● Task goal:
Give a verbatim copy of the lines below, minus the pictures.

START

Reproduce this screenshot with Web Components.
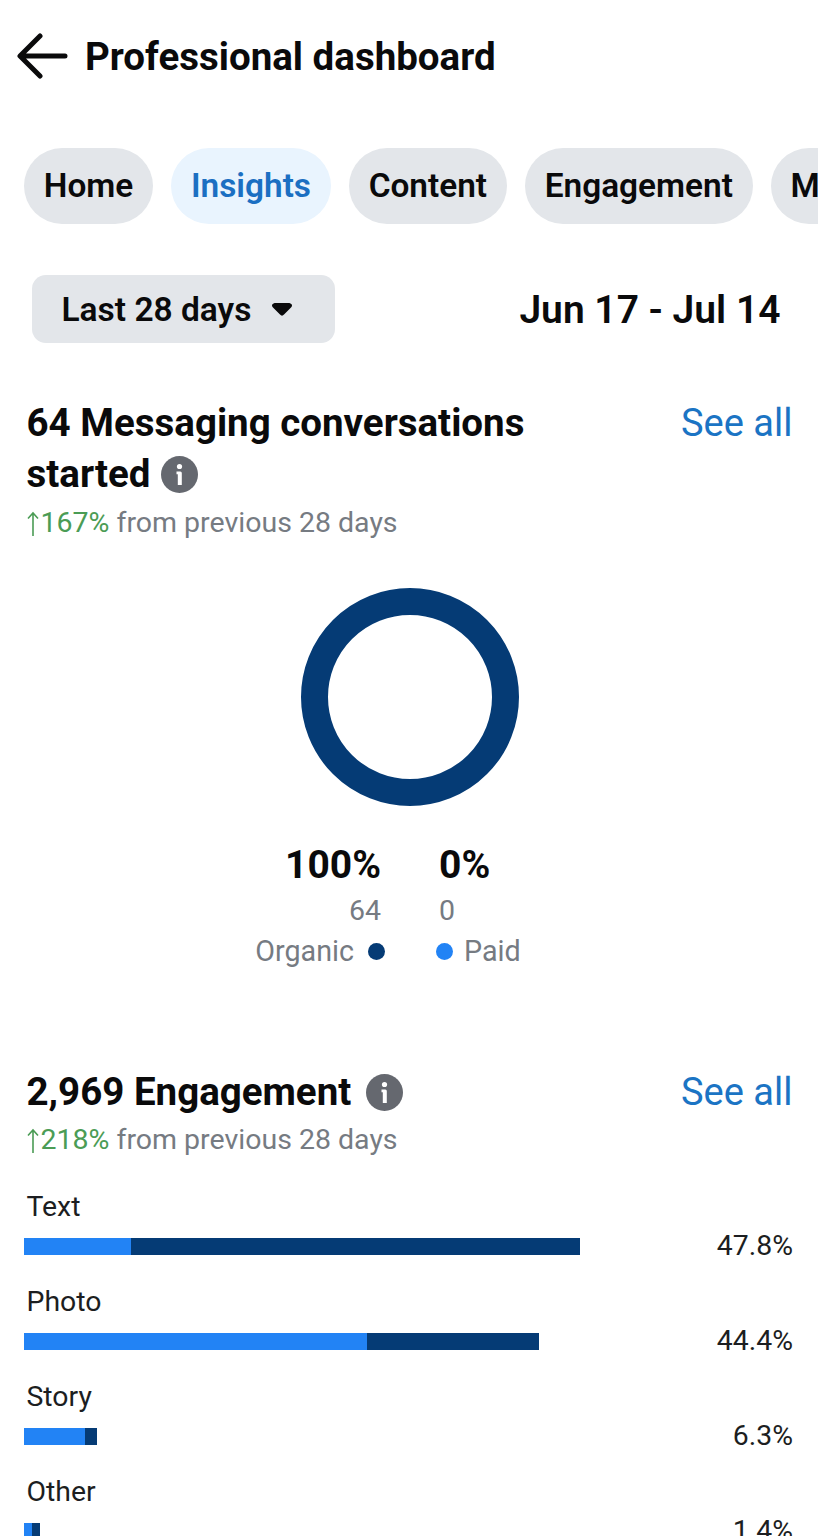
<!DOCTYPE html>
<html><head><meta charset="utf-8">
<style>
html,body{margin:0;padding:0;background:#fff;height:1536px;overflow:hidden}
body{font-family:Roboto,"Liberation Sans",sans-serif;color:#0a0a0b;width:818px}
</style></head><body>
<dash-header>Professional dashboard</dash-header>
<tab-bar>
  <tab-pill>Home</tab-pill><tab-pill active>Insights</tab-pill><tab-pill>Content</tab-pill><tab-pill>Engagement</tab-pill><tab-pill>Monetization</tab-pill>
</tab-bar>
<date-row></date-row>
<metric-section style="--top:54px;--ig:11px;--sg:7px" change="167%">64 Messaging conversations<br>started</metric-section>
<donut-chart></donut-chart>
<metric-section style="--top:95px;--ig:15px;--sg:5px" change="218%">2,969 Engagement</metric-section>
<bar-list>
  <bar-row label="Text" value="47.8%" total="556" light="107"></bar-row>
  <bar-row label="Photo" value="44.4%" total="515" light="343"></bar-row>
  <bar-row label="Story" value="6.3%" total="73" light="61"></bar-row>
  <bar-row label="Other" value="1.4%" total="16" light="8"></bar-row>
</bar-list>
<script>
const def=(name,html,cls)=>{
  const t=document.createElement('template');t.innerHTML=html;
  customElements.define(name,class extends HTMLElement{
    constructor(){super();this.attachShadow({mode:'open'}).appendChild(t.content.cloneNode(true));}
    connectedCallback(){cls&&cls(this,this.shadowRoot)}
  });
};
def('dash-header',`<style>
:host{display:flex;align-items:center;height:112px;padding-left:17px;gap:17px;font-size:38.500px;font-weight:700}
svg{display:block;width:51px;height:46px;flex:none}
</style><svg viewBox="0 0 51 46" fill="none" stroke="#0a0a0b" stroke-width="5" stroke-linecap="round" stroke-linejoin="round"><path d="M23 3 3 23 23 43M4 23H48"/></svg><slot></slot>`);
def('tab-bar',`<style>
:host{display:flex;gap:18px;margin-top:36px;padding-left:24px;overflow:hidden;width:794px}
</style><slot></slot>`);
def('tab-pill',`<style>
:host{display:block;flex:none;height:76px;line-height:75px;padding:0 19.800px;border-radius:38px;background:#e3e6ea;font-size:33.400px;font-weight:600;white-space:nowrap}
:host([active]){background:#e9f4fe;color:#1b6fc2}
</style><slot></slot>`);
def('date-row',`<style>
:host{display:flex;align-items:center;justify-content:space-between;margin-top:51px;padding:0 37.500px 0 32px;height:68px}
.dd{display:flex;align-items:center;box-sizing:border-box;width:303px;height:68px;background:#e3e6ea;border-radius:14px;padding-left:29.500px;gap:20px;font-size:33.500px;font-weight:600}
svg{width:22px;height:15px;display:block}
.d{font-size:39px;font-weight:600;padding-top:1px}
</style><div class="dd"><span>Last 28 days</span><svg viewBox="0 0 22 15"><path d="M5 1C8 1 14 1 17 1 21 1 22 3.500 20 5.500L13 12.500C11.800 14 10.200 14 9 12.500L2 5.500C0 3.500 1 1 5 1Z" fill="#0a0a0b"/></svg></div><div class="d">Jun 17 - Jul 14</div>`);
def('metric-section',`<style>
:host{display:block;margin-top:var(--top);padding:0 25.500px 0 26.500px}
.h{display:flex;justify-content:space-between;align-items:flex-start}
.t{font-size:38.500px;font-weight:700;line-height:51px}
.a{font-size:38px;color:#1b74c4;line-height:51px;padding-top:1px}
svg.i{width:37px;height:37px;vertical-align:-6px;margin-left:var(--ig)}
.s{font-size:28.500px;line-height:34px;color:#767b82;margin-top:var(--sg);white-space:nowrap}
.c{color:#4b9c55}
svg.u{width:12px;height:26px;vertical-align:-5px;margin:0 2px 0 0}
</style><div class="h"><div class="t"><slot></slot><svg class="i" viewBox="0 0 37 37"><circle cx="18.500" cy="18.500" r="18.500" fill="#65686f"/><circle cx="18.500" cy="10.500" r="2.600" fill="#fff"/><path d="M15.500 15.500H19.300Q20.800 15.500 20.800 17V29H16.800V18.300H15.500Z" fill="#fff"/></svg></div><div class="a">See all</div></div><div class="s"><svg class="u" viewBox="0 0 12 26" fill="none" stroke="#4b9c55" stroke-width="1.600"><path d="M6 25V2M1 7.500 6 2l5 5.500"/></svg><span class="c"></span> from previous 28 days</div>`,
(h,s)=>{s.querySelector('.c').textContent=h.getAttribute('change')});
def('donut-chart',`<style>
:host{display:block;margin-top:48px}
svg{display:block;margin-left:301px;width:218px;height:218px}
.g{display:grid;grid-template-columns:381px 1fr;column-gap:58px;margin-top:37px}
.b{font-size:39px;font-weight:700;line-height:44px}
.n,.l{font-size:28.500px;color:#767b82;line-height:40px}
.n{margin-top:6px;line-height:36px}
.r{text-align:right}
.l{display:flex;align-items:center;gap:14px;margin-top:2px;font-size:28.700px}
.o{justify-content:flex-end;margin-right:-4px}
.p{margin-left:-3px;gap:11px}
i{width:17px;height:17px;border-radius:50%;display:block;flex:none}
</style><svg viewBox="0 0 218 218"><circle cx="109" cy="109" r="95.500" fill="none" stroke="#053b75" stroke-width="27"/></svg>
<div class="g"><div class="b r">100%</div><div class="b">0%</div><div class="n r">64</div><div class="n">0</div>
<div class="l o">Organic <i style="background:#053b75"></i></div><div class="l p"><i style="background:#2283f5"></i> Paid</div></div>`);
def('bar-list',`<style>:host{display:block;margin-top:33px}</style><slot></slot>`);
def('bar-row',`<style>
:host{display:block;height:95px;padding:0 25px 0 24px}
.l{font-size:28.400px;line-height:34px;padding-left:2.500px;color:#1c1e21}
.r{display:flex;align-items:center;justify-content:space-between;margin-top:12px;height:34px}
.t{display:flex;height:17px;margin-top:-14px}
.t b{display:block;background:#2283f5}.t u{display:block;background:#053b75;flex:1}
.v{font-size:28.400px;color:#1c1e21;margin-top:-15px}
</style><div class="l"></div><div class="r"><div class="t"><b></b><u></u></div><div class="v"></div></div>`,
(h,s)=>{s.querySelector('.l').textContent=h.getAttribute('label');s.querySelector('.v').textContent=h.getAttribute('value');
s.querySelector('.t').style.width=h.getAttribute('total')+'px';s.querySelector('b').style.width=h.getAttribute('light')+'px';});
</script>
</body></html>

END

● Solved exercise:
Reproduce this screenshot with Web Components.
<!DOCTYPE html>
<html><head><meta charset="utf-8">
<style>
html,body{margin:0;padding:0;background:#fff;height:1536px;overflow:hidden}
body{font-family:Roboto,"Liberation Sans",sans-serif;color:#0a0a0b;width:818px}
</style></head><body>
<dash-header>Professional dashboard</dash-header>
<tab-bar>
  <tab-pill>Home</tab-pill><tab-pill active>Insights</tab-pill><tab-pill>Content</tab-pill><tab-pill>Engagement</tab-pill><tab-pill>Monetization</tab-pill>
</tab-bar>
<date-row></date-row>
<metric-section style="--top:54px;--ig:11px;--sg:7px" change="167%">64 Messaging conversations<br>started</metric-section>
<donut-chart></donut-chart>
<metric-section style="--top:95px;--ig:15px;--sg:5px" change="218%">2,969 Engagement</metric-section>
<bar-list>
  <bar-row label="Text" value="47.8%" total="556" light="107"></bar-row>
  <bar-row label="Photo" value="44.4%" total="515" light="343"></bar-row>
  <bar-row label="Story" value="6.3%" total="73" light="61"></bar-row>
  <bar-row label="Other" value="1.4%" total="16" light="8"></bar-row>
</bar-list>
<script>
const def=(name,html,cls)=>{
  const t=document.createElement('template');t.innerHTML=html;
  customElements.define(name,class extends HTMLElement{
    constructor(){super();this.attachShadow({mode:'open'}).appendChild(t.content.cloneNode(true));}
    connectedCallback(){cls&&cls(this,this.shadowRoot)}
  });
};
def('dash-header',`<style>
:host{display:flex;align-items:center;height:112px;padding-left:17px;gap:17px;font-size:38.500px;font-weight:700}
svg{display:block;width:51px;height:46px;flex:none}
</style><svg viewBox="0 0 51 46" fill="none" stroke="#0a0a0b" stroke-width="5" stroke-linecap="round" stroke-linejoin="round"><path d="M23 3 3 23 23 43M4 23H48"/></svg><slot></slot>`);
def('tab-bar',`<style>
:host{display:flex;gap:18px;margin-top:36px;padding-left:24px;overflow:hidden;width:794px}
</style><slot></slot>`);
def('tab-pill',`<style>
:host{display:block;flex:none;height:76px;line-height:75px;padding:0 19.800px;border-radius:38px;background:#e3e6ea;font-size:33.400px;font-weight:600;white-space:nowrap}
:host([active]){background:#e9f4fe;color:#1b6fc2}
</style><slot></slot>`);
def('date-row',`<style>
:host{display:flex;align-items:center;justify-content:space-between;margin-top:51px;padding:0 37.500px 0 32px;height:68px}
.dd{display:flex;align-items:center;box-sizing:border-box;width:303px;height:68px;background:#e3e6ea;border-radius:14px;padding-left:29.500px;gap:20px;font-size:33.500px;font-weight:600}
svg{width:22px;height:15px;display:block}
.d{font-size:39px;font-weight:600;padding-top:1px}
</style><div class="dd"><span>Last 28 days</span><svg viewBox="0 0 22 15"><path d="M5 1C8 1 14 1 17 1 21 1 22 3.500 20 5.500L13 12.500C11.800 14 10.200 14 9 12.500L2 5.500C0 3.500 1 1 5 1Z" fill="#0a0a0b"/></svg></div><div class="d">Jun 17 - Jul 14</div>`);
def('metric-section',`<style>
:host{display:block;margin-top:var(--top);padding:0 25.500px 0 26.500px}
.h{display:flex;justify-content:space-between;align-items:flex-start}
.t{font-size:38.500px;font-weight:700;line-height:51px}
.a{font-size:38px;color:#1b74c4;line-height:51px;padding-top:1px}
svg.i{width:37px;height:37px;vertical-align:-6px;margin-left:var(--ig)}
.s{font-size:28.500px;line-height:34px;color:#767b82;margin-top:var(--sg);white-space:nowrap}
.c{color:#4b9c55}
svg.u{width:12px;height:26px;vertical-align:-5px;margin:0 2px 0 0}
</style><div class="h"><div class="t"><slot></slot><svg class="i" viewBox="0 0 37 37"><circle cx="18.500" cy="18.500" r="18.500" fill="#65686f"/><circle cx="18.500" cy="10.500" r="2.600" fill="#fff"/><path d="M15.500 15.500H19.300Q20.800 15.500 20.800 17V29H16.800V18.300H15.500Z" fill="#fff"/></svg></div><div class="a">See all</div></div><div class="s"><svg class="u" viewBox="0 0 12 26" fill="none" stroke="#4b9c55" stroke-width="1.600"><path d="M6 25V2M1 7.500 6 2l5 5.500"/></svg><span class="c"></span> from previous 28 days</div>`,
(h,s)=>{s.querySelector('.c').textContent=h.getAttribute('change')});
def('donut-chart',`<style>
:host{display:block;margin-top:48px}
svg{display:block;margin-left:301px;width:218px;height:218px}
.g{display:grid;grid-template-columns:381px 1fr;column-gap:58px;margin-top:37px}
.b{font-size:39px;font-weight:700;line-height:44px}
.n,.l{font-size:28.500px;color:#767b82;line-height:40px}
.n{margin-top:6px;line-height:36px}
.r{text-align:right}
.l{display:flex;align-items:center;gap:14px;margin-top:2px;font-size:28.700px}
.o{justify-content:flex-end;margin-right:-4px}
.p{margin-left:-3px;gap:11px}
i{width:17px;height:17px;border-radius:50%;display:block;flex:none}
</style><svg viewBox="0 0 218 218"><circle cx="109" cy="109" r="95.500" fill="none" stroke="#053b75" stroke-width="27"/></svg>
<div class="g"><div class="b r">100%</div><div class="b">0%</div><div class="n r">64</div><div class="n">0</div>
<div class="l o">Organic <i style="background:#053b75"></i></div><div class="l p"><i style="background:#2283f5"></i> Paid</div></div>`);
def('bar-list',`<style>:host{display:block;margin-top:33px}</style><slot></slot>`);
def('bar-row',`<style>
:host{display:block;height:95px;padding:0 25px 0 24px}
.l{font-size:28.400px;line-height:34px;padding-left:2.500px;color:#1c1e21}
.r{display:flex;align-items:center;justify-content:space-between;margin-top:12px;height:34px}
.t{display:flex;height:17px;margin-top:-14px}
.t b{display:block;background:#2283f5}.t u{display:block;background:#053b75;flex:1}
.v{font-size:28.400px;color:#1c1e21;margin-top:-15px}
</style><div class="l"></div><div class="r"><div class="t"><b></b><u></u></div><div class="v"></div></div>`,
(h,s)=>{s.querySelector('.l').textContent=h.getAttribute('label');s.querySelector('.v').textContent=h.getAttribute('value');
s.querySelector('.t').style.width=h.getAttribute('total')+'px';s.querySelector('b').style.width=h.getAttribute('light')+'px';});
</script>
</body></html>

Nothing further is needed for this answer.